Bechtle: Die Aktien des schwäbischen IT-Dienstleisters springen im Tagesverlauf um mehr als sechs Prozent nach oben. Bechtle hat am Freitag mit seinen Geschäftszahlen die Erwartungen der Analysten übertroffen und seinen Jahresausblick bestätigt. Das Unternehmen aus dem MDax will seinen Absatz im Gesamtjahr um fünf bis zehn Prozent steigern.

Varta: Gefragt nach Zahlen waren etwa die Aktien des Batterieherstellers aus dem SDax, die im Tagesverlauf um rund elf Prozent zulegten. Varta traut sich nach dem schleppend laufenden aktuellen Geschäftsjahr im kommenden Jahr stärkeres Wachstum zu. Durch die Belebung des Geschäfts in wichtigen Bereichen erwarte der Vorstand 2024 einen Umsatz von deutlich mehr als 900 Millionen Euro, teilte Varta am Freitag mit. Vielversprechend sei das Geschäft mit Energiespeichern und mit Lithium-Ionen-Produkten.

Salzgitter: Unter Druck gerieten die Papiere des Stahlkochers aus dem Kleinwerteindex nach den Quartalszahlen. Die Aktien verloren knapp zwei Prozent. Das Unternehmen aus dem Kleinwerteindex berichtet für das erste Halbjahr einen Vorsteuergewinn von 242,6 Millionen Euro, nach 970,5 Millionen Euro ein Jahr zuvor.

Die Analysten der Bank Baader Helvea erkennen „keine positiven Impulse im Halbjahresbericht“. Das härtere Konjunkturumfeld habe den Vorsteuergewinn unter das erwartete Niveau gedrückt, erläutern die Analysten. Sinkende Nachfrage aus der Industrie, etwa aus dem Bau, von Haushaltgeräteherstellern sowie Maschinenbauern, machten Salzgitter zu schaffen.

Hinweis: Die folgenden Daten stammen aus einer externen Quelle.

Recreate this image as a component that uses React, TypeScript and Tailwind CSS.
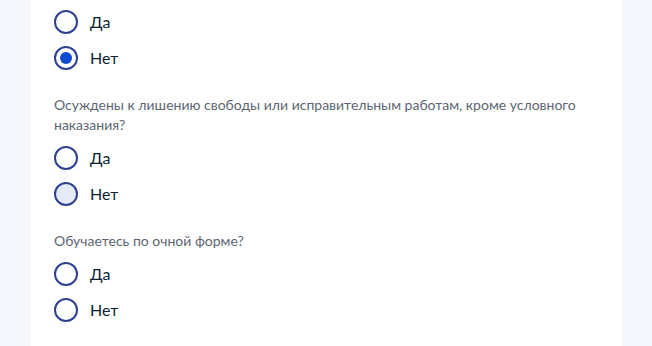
import { useState } from 'react'

type Q = { id: string; title?: string; value: string; hover?: string }

function Radio({ checked, hover, label, onClick }: { checked: boolean; hover?: boolean; label: string; onClick: () => void }) {
  return (
    <button onClick={onClick} className="flex items-center h-6 gap-3 text-left cursor-pointer">
      <span
        className={`w-6 h-6 rounded-full border-2 border-[#2c418f] flex items-center justify-center shrink-0 ${hover ? 'bg-[#e4eaf6]' : 'bg-white'}`}
      >
        {checked && <span className="w-3 h-3 rounded-full bg-[#0d4cd3]" />}
      </span>
      <span className="text-[16px] leading-6 text-[#0b1f33]">{label}</span>
    </button>
  )
}

export default function App() {
  const [answers, setAnswers] = useState<Q[]>([
    { id: 'q1', value: 'no' },
    { id: 'q2', title: 'Осуждены к лишению свободы или исправительным работам, кроме условного наказания?', value: '', hover: 'no' },
    { id: 'q3', title: 'Обучаетесь по очной форме?', value: '' },
  ])

  const pick = (id: string, value: string) =>
    setAnswers(a => a.map(q => (q.id === id ? { ...q, value } : q)))

  return (
    <div className="min-h-[346px] bg-[#f5f7fc] pl-[31px] pr-[30px] font-['Lato','Noto_Sans',sans-serif]">
      <div className="bg-white min-h-[346px] pl-[23px] pr-6 pt-[10px] flex flex-col">
        {answers.map((q, i) => (
          <div key={q.id} className={`flex flex-col ${i > 0 ? 'mt-[25px]' : ''}`}>
            {q.title && (
              <p className="text-[14px] leading-5 text-[#5b6672] mb-[11px]">{q.title}</p>
            )}
            <div className="flex flex-col gap-3">
              <Radio checked={q.value === 'yes'} label="Да" onClick={() => pick(q.id, 'yes')} />
              <Radio checked={q.value === 'no'} hover={q.hover === 'no'} label="Нет" onClick={() => pick(q.id, 'no')} />
            </div>
          </div>
        ))}
      </div>
    </div>
  )
}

Metro: Nach schlechter als erwarteten Quartalszahlen verliert die Aktie des Großhandelskonzerns aus dem SDax am Freitag bis zu knapp drei Prozent. Der bereinigte Vorsteuergewinn ist gegenüber dem Vorjahresquartal gesunken auf 332 Millionen Euro, nach 441 Millionen Euro ein Jahr zuvor. Der Nettogewinn betrug 174 Millionen Euro nach einem Verlust ein Jahr zuvor von 290 Millionen Euro. Metro steigerte den Gewinn dank des Verkaufs seines Geschäfts in Indien deutlich.

Zudem stellt sich der Großhändler nicht auf eine Zusammenarbeit mit der französischen Kette Casino ein, bei der ein Konsortium des Metro-Großaktionärs Daniel Kretinsky nach der Mehrheit greift. „Er hat nicht an unsere Tür geklopft“, sagte Metro-Chef Steffen Greubel am Freitag in einer Telefonkonferenz auf die Frage, ob der tschechische Investor sich bei Metro wegen möglicher Synergien mit Casino gemeldet habe. „Es gibt keine aktive Konversation zwischen Herrn Kretinsky und uns bezüglich möglicher Themen Richtung Casino“, betonte der Metro-Chef.

Kretinskys EP Global Commerce kontrolliert über 45 Prozent der Metro-Aktien. Es gebe auch große Unterschiede im Geschäftsmodell eines Großhändlers wie Metro und einer Supermarktkette, sagte Greubel.

UBS: Um rund fünf Prozent legte die Aktie der Schweizer Großbank UBS zu. Die Bank teilte mit, dass sie keine Staatsgarantie benötige für die Übernahme der angeschlagenen Credit Suisse.